Getting back to the library, it was actually donated to the city of Macon in the name of Ellen's brother, Hugh Vernon Washington. "New Public Library is Given to Macon" in the 30 December 1916 Augusta Chronicle (Georgia) states:
Fifty thousand dollars in cash and deeds for the site of a new public library were today turned over to a board of trustees by Mrs. Ellen Washington Bellamy of this city, the only consideration being that the library be erected as a memorial to her brother, the late Hugh Vernon Washington, said to be a descendant of the famous family of which George Washington was a member.

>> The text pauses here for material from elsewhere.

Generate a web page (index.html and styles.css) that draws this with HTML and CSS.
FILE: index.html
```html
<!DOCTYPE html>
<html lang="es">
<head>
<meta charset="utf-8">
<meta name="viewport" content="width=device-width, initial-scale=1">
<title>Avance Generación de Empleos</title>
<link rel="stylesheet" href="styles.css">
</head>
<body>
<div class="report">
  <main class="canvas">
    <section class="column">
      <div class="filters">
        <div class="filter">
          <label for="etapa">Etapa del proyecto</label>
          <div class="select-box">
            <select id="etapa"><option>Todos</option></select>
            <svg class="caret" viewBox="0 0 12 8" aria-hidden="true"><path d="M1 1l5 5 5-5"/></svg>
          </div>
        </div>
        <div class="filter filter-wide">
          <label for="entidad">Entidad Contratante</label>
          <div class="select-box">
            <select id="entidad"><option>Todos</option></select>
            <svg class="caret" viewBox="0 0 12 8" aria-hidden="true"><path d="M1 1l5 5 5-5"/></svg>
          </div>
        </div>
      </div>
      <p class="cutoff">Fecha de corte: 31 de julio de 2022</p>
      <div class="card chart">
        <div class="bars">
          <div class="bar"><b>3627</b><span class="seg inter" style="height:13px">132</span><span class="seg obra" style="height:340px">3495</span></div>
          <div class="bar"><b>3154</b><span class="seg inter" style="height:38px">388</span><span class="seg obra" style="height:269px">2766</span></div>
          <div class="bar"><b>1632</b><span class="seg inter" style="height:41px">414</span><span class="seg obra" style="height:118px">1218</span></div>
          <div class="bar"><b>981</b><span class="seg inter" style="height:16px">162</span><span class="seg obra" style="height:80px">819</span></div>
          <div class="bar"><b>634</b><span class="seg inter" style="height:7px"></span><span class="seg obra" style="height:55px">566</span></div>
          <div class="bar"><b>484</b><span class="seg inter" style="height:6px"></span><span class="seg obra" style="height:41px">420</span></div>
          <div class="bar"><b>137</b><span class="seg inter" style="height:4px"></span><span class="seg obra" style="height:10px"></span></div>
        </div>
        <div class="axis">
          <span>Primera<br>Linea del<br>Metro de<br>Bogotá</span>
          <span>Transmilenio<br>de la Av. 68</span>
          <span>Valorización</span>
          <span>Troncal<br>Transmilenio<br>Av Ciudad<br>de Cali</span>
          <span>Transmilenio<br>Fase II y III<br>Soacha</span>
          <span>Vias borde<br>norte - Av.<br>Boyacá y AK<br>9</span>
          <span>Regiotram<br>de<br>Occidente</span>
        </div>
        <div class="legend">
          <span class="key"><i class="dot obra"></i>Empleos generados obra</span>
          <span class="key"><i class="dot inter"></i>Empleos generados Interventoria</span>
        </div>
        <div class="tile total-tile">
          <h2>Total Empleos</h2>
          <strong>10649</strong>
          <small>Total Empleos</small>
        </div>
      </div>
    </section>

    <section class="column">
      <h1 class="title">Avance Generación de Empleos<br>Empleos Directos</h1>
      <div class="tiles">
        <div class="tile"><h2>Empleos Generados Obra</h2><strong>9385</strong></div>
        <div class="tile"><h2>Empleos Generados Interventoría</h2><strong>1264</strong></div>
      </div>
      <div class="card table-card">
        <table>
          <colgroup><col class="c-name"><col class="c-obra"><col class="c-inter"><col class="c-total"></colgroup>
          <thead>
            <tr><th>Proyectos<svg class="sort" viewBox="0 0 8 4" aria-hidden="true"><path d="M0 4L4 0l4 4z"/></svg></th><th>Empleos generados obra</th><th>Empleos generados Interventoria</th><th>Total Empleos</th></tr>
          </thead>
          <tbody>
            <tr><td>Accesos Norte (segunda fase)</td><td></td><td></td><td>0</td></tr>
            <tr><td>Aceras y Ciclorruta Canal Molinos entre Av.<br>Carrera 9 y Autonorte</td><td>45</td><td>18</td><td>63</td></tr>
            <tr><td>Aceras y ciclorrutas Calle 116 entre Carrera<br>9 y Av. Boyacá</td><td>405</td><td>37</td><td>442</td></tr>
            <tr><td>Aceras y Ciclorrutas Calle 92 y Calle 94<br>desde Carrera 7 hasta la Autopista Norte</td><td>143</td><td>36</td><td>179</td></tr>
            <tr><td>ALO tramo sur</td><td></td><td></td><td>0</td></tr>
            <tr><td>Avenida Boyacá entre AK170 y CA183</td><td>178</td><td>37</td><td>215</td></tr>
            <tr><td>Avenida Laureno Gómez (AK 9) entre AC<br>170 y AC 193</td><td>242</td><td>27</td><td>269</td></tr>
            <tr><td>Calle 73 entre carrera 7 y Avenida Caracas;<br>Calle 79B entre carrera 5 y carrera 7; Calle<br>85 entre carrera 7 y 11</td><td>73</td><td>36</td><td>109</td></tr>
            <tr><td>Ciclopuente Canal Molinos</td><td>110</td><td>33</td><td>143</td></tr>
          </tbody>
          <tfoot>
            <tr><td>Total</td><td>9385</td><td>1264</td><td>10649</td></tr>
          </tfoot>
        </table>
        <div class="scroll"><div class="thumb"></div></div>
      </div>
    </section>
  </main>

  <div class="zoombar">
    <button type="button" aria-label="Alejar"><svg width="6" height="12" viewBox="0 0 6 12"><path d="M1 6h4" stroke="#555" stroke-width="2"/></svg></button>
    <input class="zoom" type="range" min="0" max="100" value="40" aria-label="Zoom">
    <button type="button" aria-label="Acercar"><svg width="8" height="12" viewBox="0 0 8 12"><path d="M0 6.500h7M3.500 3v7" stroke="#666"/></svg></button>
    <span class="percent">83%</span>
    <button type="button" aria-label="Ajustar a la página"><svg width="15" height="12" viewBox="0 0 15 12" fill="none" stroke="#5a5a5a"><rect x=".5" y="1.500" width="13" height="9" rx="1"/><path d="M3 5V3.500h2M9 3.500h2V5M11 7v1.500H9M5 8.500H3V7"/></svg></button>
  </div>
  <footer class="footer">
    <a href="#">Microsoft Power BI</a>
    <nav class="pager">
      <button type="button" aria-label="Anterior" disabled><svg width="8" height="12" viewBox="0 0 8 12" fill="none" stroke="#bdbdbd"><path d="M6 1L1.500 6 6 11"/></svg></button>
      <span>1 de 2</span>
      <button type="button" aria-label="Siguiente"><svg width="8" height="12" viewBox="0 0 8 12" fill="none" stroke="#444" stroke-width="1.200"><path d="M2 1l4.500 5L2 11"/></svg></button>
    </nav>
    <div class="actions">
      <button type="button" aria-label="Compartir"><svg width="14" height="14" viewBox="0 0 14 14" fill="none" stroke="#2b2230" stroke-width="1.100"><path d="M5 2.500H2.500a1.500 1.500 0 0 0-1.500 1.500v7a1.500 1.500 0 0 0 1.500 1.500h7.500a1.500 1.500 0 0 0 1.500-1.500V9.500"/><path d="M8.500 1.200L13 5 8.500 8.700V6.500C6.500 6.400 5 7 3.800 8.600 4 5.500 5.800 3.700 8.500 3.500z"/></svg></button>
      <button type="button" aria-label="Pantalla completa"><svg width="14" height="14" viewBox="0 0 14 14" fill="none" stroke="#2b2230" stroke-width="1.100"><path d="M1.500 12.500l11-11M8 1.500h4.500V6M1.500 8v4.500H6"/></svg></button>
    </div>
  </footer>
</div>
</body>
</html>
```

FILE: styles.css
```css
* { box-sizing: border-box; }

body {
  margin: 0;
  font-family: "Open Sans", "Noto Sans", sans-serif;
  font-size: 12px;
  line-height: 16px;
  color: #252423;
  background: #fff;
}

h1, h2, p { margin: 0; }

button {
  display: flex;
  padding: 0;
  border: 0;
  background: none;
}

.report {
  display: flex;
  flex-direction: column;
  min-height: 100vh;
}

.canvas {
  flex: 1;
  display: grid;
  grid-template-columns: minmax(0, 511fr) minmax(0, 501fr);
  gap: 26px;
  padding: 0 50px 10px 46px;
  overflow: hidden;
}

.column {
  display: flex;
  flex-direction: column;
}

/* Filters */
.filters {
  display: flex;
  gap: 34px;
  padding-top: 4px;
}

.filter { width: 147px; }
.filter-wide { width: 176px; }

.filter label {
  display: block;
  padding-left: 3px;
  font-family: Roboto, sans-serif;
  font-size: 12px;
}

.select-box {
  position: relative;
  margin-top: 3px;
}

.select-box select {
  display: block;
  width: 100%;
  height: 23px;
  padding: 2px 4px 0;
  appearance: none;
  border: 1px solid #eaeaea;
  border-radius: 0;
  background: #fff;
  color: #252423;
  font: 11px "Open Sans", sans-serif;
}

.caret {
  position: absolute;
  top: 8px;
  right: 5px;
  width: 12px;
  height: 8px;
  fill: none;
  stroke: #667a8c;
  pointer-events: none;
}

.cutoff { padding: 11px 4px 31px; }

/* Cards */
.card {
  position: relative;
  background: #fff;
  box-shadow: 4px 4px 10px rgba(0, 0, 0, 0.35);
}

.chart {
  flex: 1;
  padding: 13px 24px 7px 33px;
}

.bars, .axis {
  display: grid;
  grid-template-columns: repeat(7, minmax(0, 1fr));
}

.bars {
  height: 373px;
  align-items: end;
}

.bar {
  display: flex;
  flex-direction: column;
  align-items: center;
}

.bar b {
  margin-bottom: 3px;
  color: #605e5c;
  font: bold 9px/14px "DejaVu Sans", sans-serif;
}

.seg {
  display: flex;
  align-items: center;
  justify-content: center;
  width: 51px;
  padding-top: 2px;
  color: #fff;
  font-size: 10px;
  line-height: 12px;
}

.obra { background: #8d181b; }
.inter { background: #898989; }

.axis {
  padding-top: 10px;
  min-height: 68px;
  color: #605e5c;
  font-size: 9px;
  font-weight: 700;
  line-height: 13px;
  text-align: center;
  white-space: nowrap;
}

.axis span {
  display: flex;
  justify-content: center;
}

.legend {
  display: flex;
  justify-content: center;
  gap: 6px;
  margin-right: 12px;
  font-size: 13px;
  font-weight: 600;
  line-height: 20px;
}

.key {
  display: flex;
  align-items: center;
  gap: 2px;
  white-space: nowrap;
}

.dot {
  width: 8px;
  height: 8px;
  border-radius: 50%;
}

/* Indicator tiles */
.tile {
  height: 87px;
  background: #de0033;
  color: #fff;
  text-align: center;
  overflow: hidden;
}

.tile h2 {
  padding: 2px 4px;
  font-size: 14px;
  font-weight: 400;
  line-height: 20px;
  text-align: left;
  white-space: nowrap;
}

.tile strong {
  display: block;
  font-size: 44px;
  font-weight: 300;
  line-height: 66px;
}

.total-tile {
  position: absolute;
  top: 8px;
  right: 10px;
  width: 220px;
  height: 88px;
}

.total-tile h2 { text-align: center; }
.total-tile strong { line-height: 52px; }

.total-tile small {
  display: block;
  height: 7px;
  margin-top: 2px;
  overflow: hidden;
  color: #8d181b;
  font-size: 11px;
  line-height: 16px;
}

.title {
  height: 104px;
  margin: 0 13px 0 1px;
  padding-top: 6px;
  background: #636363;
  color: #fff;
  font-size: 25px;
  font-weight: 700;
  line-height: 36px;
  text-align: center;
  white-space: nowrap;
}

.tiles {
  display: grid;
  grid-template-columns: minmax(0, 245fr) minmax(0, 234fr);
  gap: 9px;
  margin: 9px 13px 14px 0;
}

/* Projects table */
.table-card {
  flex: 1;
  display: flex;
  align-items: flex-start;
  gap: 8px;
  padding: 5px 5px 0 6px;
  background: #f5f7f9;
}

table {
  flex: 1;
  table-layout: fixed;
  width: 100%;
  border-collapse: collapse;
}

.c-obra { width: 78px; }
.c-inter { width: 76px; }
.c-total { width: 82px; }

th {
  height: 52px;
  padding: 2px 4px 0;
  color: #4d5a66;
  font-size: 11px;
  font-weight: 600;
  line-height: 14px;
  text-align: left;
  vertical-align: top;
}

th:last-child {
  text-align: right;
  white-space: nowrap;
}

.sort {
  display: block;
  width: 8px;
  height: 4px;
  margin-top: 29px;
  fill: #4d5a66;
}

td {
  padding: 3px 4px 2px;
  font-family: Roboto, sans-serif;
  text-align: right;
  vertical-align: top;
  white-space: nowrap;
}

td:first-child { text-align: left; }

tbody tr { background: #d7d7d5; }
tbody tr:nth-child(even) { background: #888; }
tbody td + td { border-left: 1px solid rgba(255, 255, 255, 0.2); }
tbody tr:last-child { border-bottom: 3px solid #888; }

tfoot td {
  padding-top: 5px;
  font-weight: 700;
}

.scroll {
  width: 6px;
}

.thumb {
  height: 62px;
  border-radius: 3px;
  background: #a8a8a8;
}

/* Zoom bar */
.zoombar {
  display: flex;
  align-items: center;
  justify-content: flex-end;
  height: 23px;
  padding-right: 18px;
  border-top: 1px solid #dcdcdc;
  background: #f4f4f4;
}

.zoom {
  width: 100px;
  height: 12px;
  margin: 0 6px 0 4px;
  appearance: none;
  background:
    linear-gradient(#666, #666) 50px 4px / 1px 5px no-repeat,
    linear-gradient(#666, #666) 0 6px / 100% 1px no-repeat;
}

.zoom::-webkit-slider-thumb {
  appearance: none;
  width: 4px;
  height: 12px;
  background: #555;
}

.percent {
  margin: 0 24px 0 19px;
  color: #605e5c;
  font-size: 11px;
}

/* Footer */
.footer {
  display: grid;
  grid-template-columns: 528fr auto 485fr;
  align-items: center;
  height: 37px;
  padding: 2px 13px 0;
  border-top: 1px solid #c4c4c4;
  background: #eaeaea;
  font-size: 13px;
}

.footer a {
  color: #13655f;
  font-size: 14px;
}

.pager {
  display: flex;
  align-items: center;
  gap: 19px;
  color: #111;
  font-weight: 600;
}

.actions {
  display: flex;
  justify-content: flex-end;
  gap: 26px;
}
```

Negotiations were nearly closed with the Carnegie corporation of New York by which the city was to receive $50,000 for a Carnegie library. Mrs. Bellamy had given the site and asked that a nameplate bearing her brother's name be placed inside the building. This is said to have been objected to by the Carnegie corporation, so Mrs. Bellamy, who is an invalid, decided not only to give the site but money with which to build a "Washington library" and "cut loose" from the Carnegie fund...
It was Mrs. Bellamy's wish to have her funeral conducted within the walls of the library she helped bring to Macon. She passed away the morning of 12 January 1925. Her body lie in state at a local funeral chapel from 5 pm the evening of her death until 10:00 the next morning. It was then moved to Washington Memorial Library.  An article on the front page of the 14 January 1925 Macon Telegraph tells it this way:
Funeral services for Mrs. Bellamy, whose death occurred early Monday morning at the Macon Hospital, after a prolonged illness, were conducted at noon yesterday from the Washington Memorial Library, which she built and donated to the City of Macon as a memorial to her brother, Hugh Vernon Washington.

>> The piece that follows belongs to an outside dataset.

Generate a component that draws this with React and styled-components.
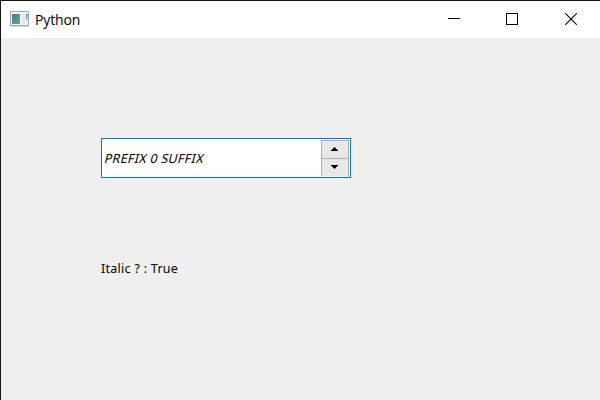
import React from "react";
import styled, { createGlobalStyle } from "styled-components";

const GlobalStyle = createGlobalStyle`
  body { margin: 0; overflow: hidden; }
`;

const Window = styled.main`
  box-sizing: border-box;
  width: 600px;
  height: 400px;
  display: flex;
  flex-direction: column;
  border-top: 1px solid #141216;
  border-left: 1px solid #141216;
  background: #efefef;
  color: #000;
  font-family: "Noto Sans", sans-serif;
`;

const TitleBar = styled.header`
  display: flex;
  flex: none;
  height: 37px;
  background: #fff;
`;

const AppIcon = styled.svg`
  display: block;
  flex: none;
  margin: 10px 6px 0 9px;
`;

const Title = styled.h1`
  flex: 1;
  margin: 0;
  font-family: "Open Sans", sans-serif;
  font-size: 14px;
  font-weight: 400;
  letter-spacing: -0.15px;
  line-height: 37px;
`;

const Controls = styled.div`
  display: flex;
`;

const ControlButton = styled.button`
  box-sizing: border-box;
  width: ${(p) => (p.$last ? 59 : 58)}px;
  height: 36px;
  padding: 0 0 0 ${(p) => (p.$last ? 1 : 0)}px;
  border: 0;
  background: transparent;
  display: grid;
  place-items: center;
`;

const Glyph = styled.svg`
  display: block;
  shape-rendering: ${(p) => (p.$smooth ? "auto" : "crispEdges")};
`;

const Content = styled.section`
  padding: 100px 0 0 100px;
`;

const SpinBox = styled.div`
  box-sizing: border-box;
  display: flex;
  width: 250px;
  height: 40px;
  padding: 1px;
  border: 1px solid #0078d7;
  background: #fff;
`;

const Value = styled.span`
  flex: 1;
  padding: 1px 0 0 2px;
  font-size: 12.5px;
  letter-spacing: 0.3px;
  line-height: 36px;
  white-space: pre;
  transform: skewX(-14deg);
`;

const Stepper = styled.div`
  box-sizing: border-box;
  display: grid;
  grid-template-rows: 17px 17px;
  gap: 1px;
  width: 28px;
  height: 36px;
  border: 1px solid #adadad;
  background: #adadad;
`;

const StepButton = styled.button`
  padding: 6px 0 0;
  border: 0;
  background: #e8e8e8;
  display: flex;
  align-items: flex-start;
  justify-content: center;
`;

const Status = styled.p`
  margin: 81px 0 0;
  font-size: 12.5px;
  letter-spacing: 0.28px;
  line-height: 20px;
  white-space: pre;
`;

export default function App() {
  return (
    <>
      <GlobalStyle />
      <Window>
        <TitleBar>
          <AppIcon width="19" height="16" viewBox="0 0 19 16">
            <defs>
              <linearGradient id="screen" x1="0" y1="0" x2="1" y2="1">
                <stop offset="0" stopColor="#4475a0" />
                <stop offset="1" stopColor="#5bb477" />
              </linearGradient>
              <linearGradient id="strip" x1="0" y1="0" x2="0" y2="1">
                <stop offset="0" stopColor="#4a7fb0" />
                <stop offset="1" stopColor="#8ccca0" />
              </linearGradient>
            </defs>
            <rect x="0.5" y="0.5" width="18" height="14" fill="#f3f4f5" stroke="#a2a9ae" />
            <rect y="15" width="19" height="1" fill="#d9dcde" />
            <rect x="2" y="3" width="8" height="10" fill="url(#screen)" />
            <rect x="12" y="3" width="3" height="10" fill="#e5e8ea" />
            <rect x="16" y="3" width="1.5" height="6" fill="url(#strip)" />
          </AppIcon>
          <Title>Python</Title>
          <Controls>
            <ControlButton aria-label="Minimize">
              <Glyph width="12" height="12" viewBox="0 0 12 12">
                <path d="M0 5.5H12" stroke="#000" />
              </Glyph>
            </ControlButton>
            <ControlButton aria-label="Maximize">
              <Glyph width="12" height="12" viewBox="0 0 12 12">
                <rect x="0.5" y="0.5" width="11" height="11" fill="none" stroke="#000" />
              </Glyph>
            </ControlButton>
            <ControlButton $last aria-label="Close">
              <Glyph $smooth width="12" height="12" viewBox="0 0 12 12">
                <path d="M0.2 0.2L11.8 11.8M11.8 0.2L0.2 11.8" stroke="#000" strokeWidth="1.1" />
              </Glyph>
            </ControlButton>
          </Controls>
        </TitleBar>
        <Content>
          <SpinBox>
            <Value>PREFIX 0 SUFFIX</Value>
            <Stepper>
              <StepButton aria-label="Increase">
                <Glyph width="8" height="4" viewBox="0 0 8 4">
                  <path d="M3 0H4V1H5V2H6V3H7V4H0V3H1V2H2V1H3Z" />
                </Glyph>
              </StepButton>
              <StepButton aria-label="Decrease">
                <Glyph width="8" height="4" viewBox="0 0 8 4">
                  <path d="M0 0H7V1H6V2H5V3H4V4H3V3H2V2H1V1H0Z" />
                </Glyph>
              </StepButton>
            </Stepper>
          </SpinBox>
          <Status>Italic ? : True</Status>
        </Content>
      </Window>
    </>
  );
}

The funeral service, which was simple in every respect, was attended by hundreds of persons from every walk of life. The last rites were conducted by the Rev. Charles H. Lee, rector of St. Paul's Episcopal Church. Interment was in Rose Hill Cemetery.

The body lay in state at Burghard's Chapel from 5 o'clock Monday afternoon until 10 o'clock yesterday morning, where it was viewed by hundreds of persons.

The body was removed in simple procession from Washington Memorial Library to Rose Hill Cemetery...
The bottom of Ellen Clayton Washington Bellamy's ledger marker reads, "Forti Et Fideli. In the end, thou shalt be all in all & I in thee forever." Forti Et Fideli translates to Strong and Faithful.